_Task:_ Reproduce the data below in full and exclude every picture.

· · ·

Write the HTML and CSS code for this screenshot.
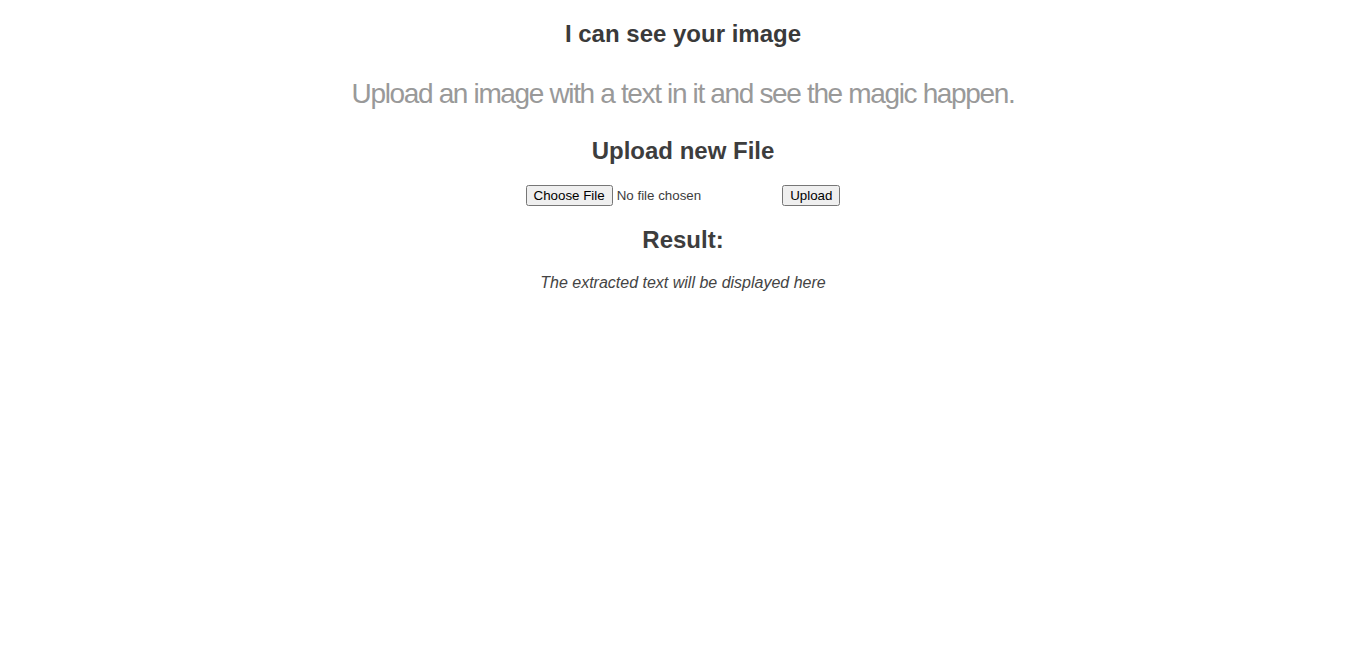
FILE: index.html
```html
<!DOCTYPE html>
<html>
<head>
<meta charset="utf-8">
<link rel="stylesheet" href="styles.css">
</head>
<body>
<div class="page">
  <h1 class="title">I can see your image</h1>
  <p class="lead">Upload an image with a text in it and see the magic happen.</p>
  <h2 class="section">Upload new File</h2>
  <form class="upload">
    <input type="file" name="file">
    <input type="submit" value="Upload">
  </form>
  <h2 class="section">Result:</h2>
  <p class="result">The extracted text will be displayed here</p>
</div>
</body>
</html>
```
FILE: styles.css
```css
body {
  margin: 0;
  font-family: "Liberation Sans", Arial, sans-serif;
  color: #3d3d3d;
  background: #fff;
}
.page {
  text-align: center;
  padding-top: 20px;
}
.title {
  font-size: 24px;
  font-weight: bold;
  margin: 0 0 30px;
  color: #3a3a3a;
}
.lead {
  font-size: 28px;
  color: #999;
  letter-spacing: -1.35px;
  margin: 0 0 27px;
}
.section {
  font-size: 24px;
  font-weight: bold;
  margin: 0 0 20px;
  color: #3d3d3d;
}
.upload {
  margin: 0 0 20px;
  font-size: 13px;
}
.result {
  font-style: italic;
  font-size: 16px;
  color: #444;
  margin: 18px 0 0;
}
```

· · ·

_Response:_
Write the HTML and CSS code for this screenshot.
FILE: index.html
```html
<!DOCTYPE html>
<html>
<head>
<meta charset="utf-8">
<link rel="stylesheet" href="styles.css">
</head>
<body>
<div class="page">
  <h1 class="title">I can see your image</h1>
  <p class="lead">Upload an image with a text in it and see the magic happen.</p>
  <h2 class="section">Upload new File</h2>
  <form class="upload">
    <input type="file" name="file">
    <input type="submit" value="Upload">
  </form>
  <h2 class="section">Result:</h2>
  <p class="result">The extracted text will be displayed here</p>
</div>
</body>
</html>
```
FILE: styles.css
```css
body {
  margin: 0;
  font-family: "Liberation Sans", Arial, sans-serif;
  color: #3d3d3d;
  background: #fff;
}
.page {
  text-align: center;
  padding-top: 20px;
}
.title {
  font-size: 24px;
  font-weight: bold;
  margin: 0 0 30px;
  color: #3a3a3a;
}
.lead {
  font-size: 28px;
  color: #999;
  letter-spacing: -1.35px;
  margin: 0 0 27px;
}
.section {
  font-size: 24px;
  font-weight: bold;
  margin: 0 0 20px;
  color: #3d3d3d;
}
.upload {
  margin: 0 0 20px;
  font-size: 13px;
}
.result {
  font-style: italic;
  font-size: 16px;
  color: #444;
  margin: 18px 0 0;
}
```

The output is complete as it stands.